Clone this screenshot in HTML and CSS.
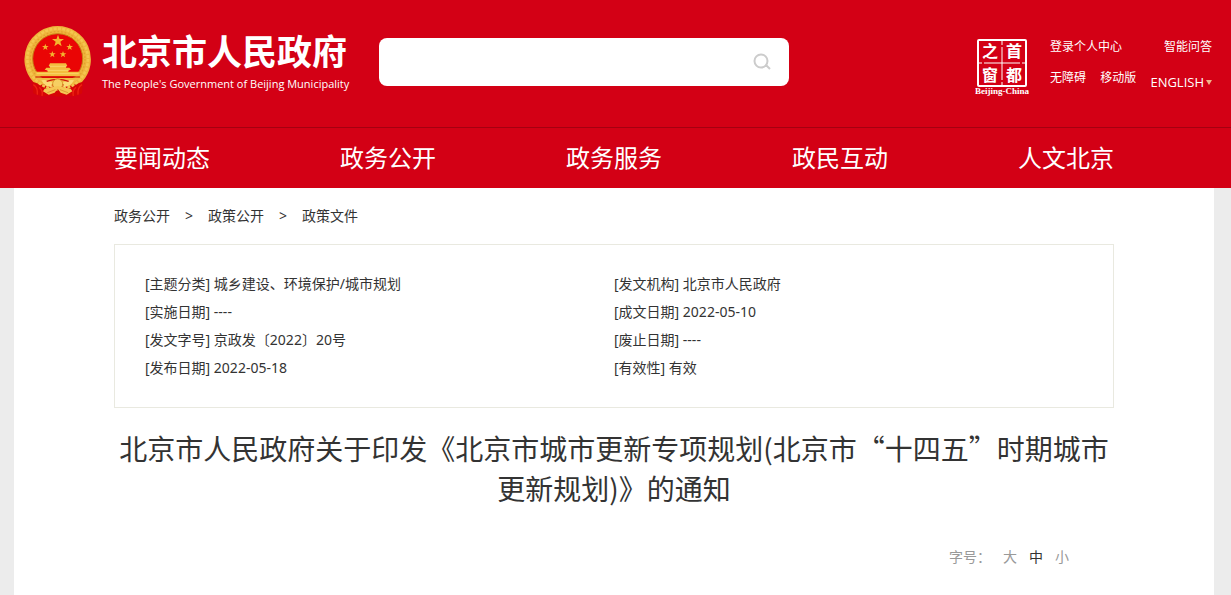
FILE: index.html
```html
<!DOCTYPE html>
<html lang="zh-CN">

<head>
    <meta charset="UTF-8">
    <meta name="viewport" content="width=device-width, initial-scale=1.0">
    <title>北京市人民政府</title>
    <link rel="stylesheet" href="styles.css">
</head>

<body>
    <header class="header">
        <a class="logo" href="#">
            <svg class="emblem" viewBox="0 0 201 213" aria-hidden="true">
                <!-- ribbon behind the wreath -->
                <path d="M24 150 L28 202 Q50 216 74 208 L102 212 L130 208 Q154 216 174 202 L178 150 Z" fill="#d60606"/>
                <path d="M28 176 q14 8 12 30 M46 184 q12 10 8 26 M174 176 q-14 8 -12 30 M156 184 q-12 10 -8 26" fill="none" stroke="#ee2214" stroke-width="4"/>
                <!-- wreath -->
                <path d="M101 0 A100 100 0 0 1 174 168 L150 176 L101 166 L52 176 L28 168 A100 100 0 0 1 101 0 Z" fill="#eeb43c"/>
                <circle cx="101" cy="99" r="91" fill="none" stroke="#f4c64f" stroke-width="8" stroke-dasharray="9 4"/>
                <circle cx="101" cy="99" r="82" fill="none" stroke="#e3a12e" stroke-width="4" stroke-dasharray="5 6"/>
                <circle cx="101" cy="98" r="75" fill="#ea0505" stroke="#c98216" stroke-width="3"/>
                <g fill="#f4b52f">
                    <path d="M102 26 L106.500 39 L120 39 L109 47.500 L113 61 L102 53 L91 61 L95 47.500 L84 39 L97.500 39 Z"/>
                    <path d="M64 53 l2.500 7 h7.500 l-6 4.500 l2.200 7.500 l-6.200 -4.500 l-6.200 4.500 l2.200 -7.500 l-6 -4.500 h7.500 Z"/>
                    <path d="M137 53 l2.500 7 h7.500 l-6 4.500 l2.200 7.500 l-6.200 -4.500 l-6.200 4.500 l2.200 -7.500 l-6 -4.500 h7.500 Z"/>
                    <path d="M85 75 l2.500 7 h7.500 l-6 4.500 l2.200 7.500 l-6.200 -4.500 l-6.200 4.500 l2.200 -7.500 l-6 -4.500 h7.500 Z"/>
                    <path d="M117 75 l2.500 7 h7.500 l-6 4.500 l2.200 7.500 l-6.200 -4.500 l-6.200 4.500 l2.200 -7.500 l-6 -4.500 h7.500 Z"/>
                </g>
                <!-- gate -->
                <path d="M78 112 H126 L130 120 H126 V125 H136 L141 132 H133 V137 H166 V151 H36 V137 H71 V132 H62 L67 125 H78 V120 H74 Z" fill="#f4bd3e"/>
                <path d="M76 121 H128 M68 133 H136 M38 143 H164" stroke="#fbe07c" stroke-width="2"/>
                <path d="M34 153 H168" stroke="#d01205" stroke-width="3"/>
                <!-- gear and knot -->
                <path d="M34 156 H168 L150 168 L138 181 L120 176 L102 166 L84 176 L66 181 L54 168 Z" fill="#f1bd45"/>
                <path d="M52 163 Q72 160 86 170 Q78 180 88 180 Q80 188 60 174 Z M150 163 Q130 160 116 170 Q124 180 114 180 Q122 188 142 174 Z" fill="#fbdc75"/>
                <path d="M68 166 Q101 154 134 166" fill="none" stroke="#cf1508" stroke-width="4"/>
                <circle cx="101" cy="174" r="15" fill="#f6cf62" stroke="#cf8a1c" stroke-width="2"/>
                <path d="M101 180 L62 188 L57 196 L74 206 L92 200 L101 188 L110 200 L128 206 L145 196 L140 188 Z" fill="#f5c654"/>
                <path d="M94 191 L70 200 M108 191 L132 200" stroke="#d08a20" stroke-width="2"/>
            </svg>
            <span class="logo-text">
                <span class="logo-cn">北京市人民政府</span>
                <span class="logo-en">The People's Government of Beijing Municipality</span>
            </span>
        </a>
        <form class="search">
            <input type="text" class="search-input" aria-label="搜索">
            <button type="button" class="search-btn" aria-label="搜索">
                <svg viewBox="0 0 18 18" width="18" height="18" fill="none" stroke="#ccc" stroke-width="2">
                    <circle cx="8" cy="8" r="6.500"/>
                    <path d="M12 13 H14 L17 16"/>
                </svg>
            </button>
        </form>
        <div class="tools">
            <a class="seal" href="#">
                <svg viewBox="0 0 54 58" width="54" height="58">
                    <rect x="3" y="1" width="48" height="46" rx="1" fill="none" stroke="#fff" stroke-width="2"/>
                    <path d="M27 2 V6 M27 8 V41 M27 43 V47 M4 24 H7 M9 24 H45 M47 24 H50" stroke="#fff"/>
                    <text class="seal-char" x="15" y="18">之</text>
                    <text class="seal-char" x="39" y="18">首</text>
                    <text class="seal-char" x="15" y="42">窗</text>
                    <text class="seal-char" x="39" y="42">都</text>
                    <text class="seal-name" x="27" y="55">Beijing-China</text>
                </svg>
            </a>
            <div class="links">
                <div class="links-row">
                    <a href="#">登录个人中心</a>
                    <a href="#">智能问答</a>
                </div>
                <div class="links-row">
                    <a href="#">无障碍</a>
                    <a href="#">移动版</a>
                    <button type="button" class="lang">ENGLISH<span class="lang-arrow"></span></button>
                </div>
            </div>
        </div>
    </header>

    <nav class="nav">
        <a href="#">要闻动态</a>
        <a href="#">政务公开</a>
        <a href="#">政务服务</a>
        <a href="#">政民互动</a>
        <a href="#">人文北京</a>
    </nav>

    <main class="page">
        <div class="crumbs">
            <a href="#">政务公开</a>
            <span>&gt;</span>
            <a href="#">政策公开</a>
            <span>&gt;</span>
            <a href="#">政策文件</a>
        </div>

        <ul class="info">
            <li>[主题分类] 城乡建设、环境保护/城市规划</li>
            <li>[发文机构] 北京市人民政府</li>
            <li>[实施日期] ----</li>
            <li>[成文日期] 2022-05-10</li>
            <li>[发文字号] 京政发〔2022〕20号</li>
            <li>[废止日期] ----</li>
            <li>[发布日期] 2022-05-18</li>
            <li>[有效性] 有效</li>
        </ul>

        <h1 class="title">北京市人民政府关于印发《北京市城市更新专项规划(北京市“十四五”时期城市更新规划)》的通知</h1>

        <div class="font-size">
            <span>字号：</span>
            <button type="button">大</button>
            <button type="button" class="active">中</button>
            <button type="button">小</button>
        </div>
    </main>
</body>

</html>
```
FILE: styles.css
```css
* {
    box-sizing: border-box;
}

body {
    margin: 0;
    background-color: #ececec;
    color: #333;
    font-family: "Noto Sans", "Noto Sans CJK SC", sans-serif;
    font-size: 14px;
    line-height: 28px;
}

a {
    color: inherit;
    text-decoration: none;
}

button {
    padding: 0;
    border: 0;
    background: none;
    color: inherit;
    font: inherit;
    cursor: pointer;
}

/* header */
.header {
    display: flex;
    align-items: flex-start;
    padding: 26px 19px 23px 24px;
    background-color: #d30015;
    color: #fff;
}

.logo {
    display: flex;
    gap: 11px;
    flex: none;
}

.emblem {
    width: 67px;
    height: 71px;
}

.logo-text {
    padding-top: 6px;
}

.logo-cn,
.logo-en {
    display: block;
    white-space: nowrap;
}

.logo-cn {
    font-size: 35px;
    font-weight: 700;
    line-height: 40px;
}

.logo-en {
    font-family: "Open Sans", sans-serif;
    font-size: 11px;
    line-height: 24px;
}

.search {
    display: flex;
    align-items: center;
    flex: 0 1 410px;
    height: 48px;
    margin: 12px 0 0 30px;
    padding-right: 18px;
    border-radius: 8px;
    background-color: #fff;
}

.search-input {
    flex: 1;
    min-width: 0;
    height: 48px;
    padding: 0 16px;
    border: 0;
    border-radius: 8px;
    background: none;
    font: inherit;
    outline: none;
}

.search-btn {
    display: flex;
}

.tools {
    display: flex;
    gap: 21px;
    margin: 12px 0 0 auto;
    font-size: 12px;
}

.seal {
    display: block;
    height: 58px;
    padding-top: 1px;
}

.seal-char {
    fill: #fff;
    font-family: "Noto Sans CJK SC", sans-serif;
    font-size: 16px;
    font-weight: 700;
    text-anchor: middle;
}

.seal-name {
    fill: #fff;
    font-family: "Liberation Serif", serif;
    font-size: 9px;
    font-weight: 700;
    text-anchor: middle;
}

.links {
    width: 162px;
    line-height: 18px;
}

.links-row {
    display: flex;
    justify-content: space-between;
    margin-bottom: 13px;
    white-space: nowrap;
}

.lang {
    display: flex;
    align-items: center;
    gap: 2px;
    padding-top: 4px;
    font-family: "Open Sans", sans-serif;
    font-size: 13px;
}

.lang-arrow {
    border: 3px solid transparent;
    border-top: 5px solid #efb58a;
    border-bottom: 0;
}

/* main menu */
.nav {
    display: flex;
    justify-content: space-between;
    padding: 0 117px 0 114px;
    border-top: 1px solid #a50010;
    background-color: #d30015;
    color: #fff;
    font-size: 24px;
    line-height: 60px;
}

/* article */
.page {
    min-height: calc(100vh - 188px);
    margin: 0 17px 0 14px;
    padding: 14px 100px 24px;
    background-color: #fff;
}

.crumbs {
    display: flex;
    gap: 15px;
}

.info {
    display: grid;
    grid-template-columns: 1fr 1fr;
    margin: 14px 0 20px;
    padding: 25px 30px;
    border: 1px solid #e9e9e0;
    list-style: none;
}

.title {
    margin: 0;
    font-family: "Noto Sans CJK SC", sans-serif;
    font-size: 28px;
    font-weight: 400;
    line-height: 40px;
    text-align: center;
}

.font-size {
    display: flex;
    justify-content: flex-end;
    gap: 12px;
    margin-top: 35px;
    padding-right: 45px;
    color: #999;
}

.font-size .active {
    color: #333;
}
```
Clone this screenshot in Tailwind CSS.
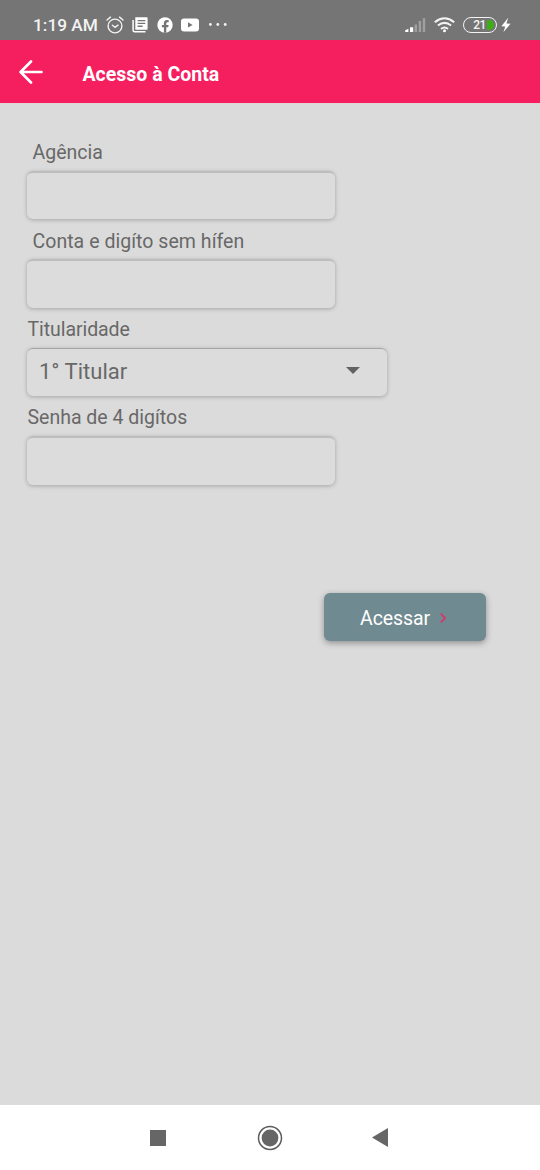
<!DOCTYPE html>
<html lang="pt-BR">
<head>
<meta charset="utf-8">
<meta name="viewport" content="width=device-width, initial-scale=1">
<title>Acesso à Conta</title>
<script src="https://cdn.jsdelivr.net/npm/@tailwindcss/browser@4"></script>
</head>
<body class="w-[540px] h-[1170px] overflow-hidden flex flex-col bg-[#dbdbdb] font-['Roboto',sans-serif] text-[#686868]">
  <div class="h-10 shrink-0 bg-[#757575] flex items-center pl-[33px] pr-[29px] pt-[9px] text-[#f3f3f3]">
    <span class="w-[73px] pt-px text-[17.3px] leading-[31px] font-medium whitespace-nowrap">1:19 AM</span>
    <svg class="w-[18px] h-[18px]" viewBox="0 0 18 18" fill="none" stroke="currentColor" stroke-width="1.4" stroke-linecap="round"><circle cx="9" cy="10" r="6.9"/><path d="M1 4 4.4 1.1M17 4l-3.4-2.9M6.4 9.3 9 11.3l3-2.2"/></svg>
    <svg class="w-4 h-4 ml-2" viewBox="0 0 16 16"><path fill="#fff" fill-rule="evenodd" d="M3.3.2H14.6q1 0 1 1V11.700q0 1-1 1H3.300zM5.600 3v1.300h7.700V3zM5.600 5.800v1.300h7.700V5.800zM5.600 8.600v1.300h5V8.600z"/><path d="M1.100 3v10.200q0 1.600 1.600 1.600H13.500" fill="none" stroke="#fff" stroke-width="1.500"/></svg>
    <svg class="w-4 h-4 ml-[9px]" viewBox="0 0 16 16"><circle cx="8" cy="8" r="7.700" fill="#fff"/><path fill="#757575" d="M6.900 15.800V10.200H4.900V7.900h2V6.200c0-2 1.200-3.100 3-3.100.9 0 1.800.2 1.800.2v1.900h-1c-1 0-1.400.6-1.400 1.300v1.400h2.300l-.4 2.300H9.300v5.600z"/></svg>
    <svg class="w-[18px] h-[14px] ml-2" viewBox="0 0 18 14"><rect y=".5" width="18" height="13" rx="3" fill="#fff"/><path d="M7 4.300v5.200L11.600 7z" fill="#757575"/></svg>
    <svg class="w-[18px] h-4 ml-[10px]" viewBox="0 0 18 16" fill="currentColor"><circle cx="1.400" cy="7.500" r="1.400"/><circle cx="8.800" cy="7.500" r="1.400"/><circle cx="16.200" cy="7.500" r="1.400"/></svg>
    <svg class="w-[21px] h-4 ml-auto" viewBox="0 0 21 16"><path fill="#fff" d="M.2 13.200 3.400 11.800V15H.2zM5 10.200h3.200V15H5z"/><path fill="#a0a0a0" d="M9.600 7.400h2.400V15H9.600zM13.700 4h2.400v11h-2.400zM17.800 1.300h2.400V15h-2.400z"/></svg>
    <svg class="w-[21px] h-4 ml-2" viewBox="0 0 21 16" fill="none" stroke="#f3f3f3" stroke-width="2"><path d="M.8 5.200Q10.500-2.700 20.200 5.200M3.900 8.600Q10.500 3.200 17.100 8.600M7 11.900q3.500-2.800 7 0"/><circle cx="10.500" cy="13.700" r="1.500" fill="#fff" stroke="none"/></svg>
    <div class="w-[34px] h-4 ml-2 rounded-full border-[1.900px] border-[#f3f3f3] flex items-center justify-end overflow-hidden pr-[2px]">
      <span class="text-[12px] leading-none font-medium tracking-[-0.4px] mr-[1px]">21</span>
      <span class="shrink-0 w-[7px] h-[10px] rounded-r-full bg-[#3cae16]"></span>
    </div>
    <svg class="w-[10px] h-4 ml-1" viewBox="0 0 10 16"><path fill="#fff" d="M7.200.8.400 9.200l3.800.2-1.700 5.700 7-8.300-4-.3z"/></svg>
  </div>
  <header class="h-[63px] shrink-0 bg-[#f51e5f] flex items-center pl-[19px] text-white">
    <svg class="w-6 h-6" viewBox="0 0 24 24" fill="none" stroke="currentColor" stroke-width="2.700" stroke-linecap="round" stroke-linejoin="round"><path d="M22.500 12H1.800M12 1.500 1.600 12 12 22.500"/></svg>
    <h1 class="ml-[39.500px] mt-[7px] text-[19.500px] leading-6 font-bold whitespace-nowrap">Acesso à Conta</h1>
  </header>
  <main class="grow flex flex-col pl-[27px] pr-[54px] pt-[26.900px] text-[19.500px] border-t border-t-[#e2d3d7]">
    <div class="h-[88.400px]">
      <label class="block h-[40px] pt-[10px] pl-[5.500px] leading-6 whitespace-nowrap">Agência</label>
      <div class="w-[308px] h-[48.500px] rounded-[6px] border-t-2 border-t-[#bdbdbd] shadow-[0_1px_4px_rgba(0,0,0,0.25)] bg-[#dcdcdc]"></div>
    </div>
    <div class="h-[88.400px]">
      <label class="block h-[40px] pt-[10.600px] pl-[5.500px] leading-6 tracking-[0.04px] whitespace-nowrap">Conta e digíto sem hífen</label>
      <div class="w-[308px] h-[48.500px] rounded-[6px] border-t-2 border-t-[#bdbdbd] shadow-[0_1px_4px_rgba(0,0,0,0.25)] bg-[#dcdcdc]"></div>
    </div>
    <div class="h-[88.400px]">
      <label class="block h-[40.300px] pt-[10.300px] pl-[0.500px] leading-6 tracking-[-0.07px] whitespace-nowrap">Titularidade</label>
      <div class="w-[359.500px] h-12 rounded-[6px] border-t border-t-[#a5a5a5] shadow-[0_1px_4px_rgba(0,0,0,0.25)] bg-[#dcdcdc] flex items-center justify-between pl-3 pr-[27px] pb-[3px]">
        <span class="text-[22px] leading-7 pt-[2px]">1° Titular</span>
        <svg class="w-[14px] h-[7px]" viewBox="0 0 14 7" fill="#626262"><path d="M0 0h14L7 7z"/></svg>
      </div>
    </div>
    <div class="h-[88.400px]">
      <label class="block h-[40.300px] pt-[10px] pl-[0.500px] leading-6 whitespace-nowrap">Senha de 4 digítos</label>
      <div class="w-[308px] h-[48.500px] rounded-[6px] border-t-2 border-t-[#bdbdbd] shadow-[0_1px_4px_rgba(0,0,0,0.25)] bg-[#dcdcdc]"></div>
    </div>
    <button class="self-end mt-[108.600px] w-[162px] h-12 rounded-[6px] bg-[#708a91] shadow-[0_2px_6px_rgba(0,0,0,0.35)] flex items-center pl-9 pt-[2px] text-white">
      <span class="w-[70px] pt-px leading-6 tracking-[-0.1px]">Acessar</span>
      <svg class="w-[6px] h-[10px] ml-[9.500px]" viewBox="0 0 6 10" fill="none" stroke="#d93468" stroke-width="1.700"><path d="M.8.700 5 5 .8 9.300"/></svg>
    </button>
  </main>
  <nav class="h-[65px] shrink-0 bg-white flex items-center pl-[150px]">
    <div class="w-4 h-4 bg-[#666]"></div>
    <svg class="w-[26px] h-[26px] ml-[91px]" viewBox="0 0 26 26"><circle cx="13" cy="13" r="11.500" fill="none" stroke="#5c5c5c" stroke-width="1.500"/><circle cx="13" cy="13" r="8.400" fill="#666"/></svg>
    <svg class="w-4 h-[19px] ml-[89px]" viewBox="0 0 16 19" fill="#666"><path d="M16 0v19L0 9.500z"/></svg>
  </nav>
</body>
</html>
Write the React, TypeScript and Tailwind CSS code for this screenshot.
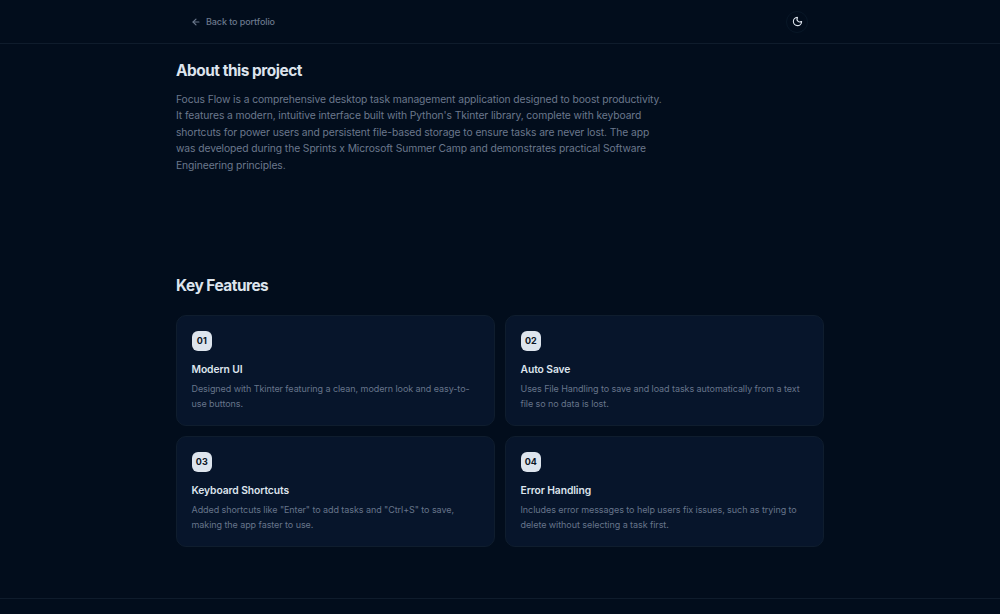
-------
WHAT IS BEING ASKED
Copy out each line of the records that holds the string "this".

EXPECTED ANSWER
Clone this screenshot in HTML and CSS.
Clone this screenshot in Tailwind CSS.
Write the React, TypeScript and Tailwind CSS code for this screenshot.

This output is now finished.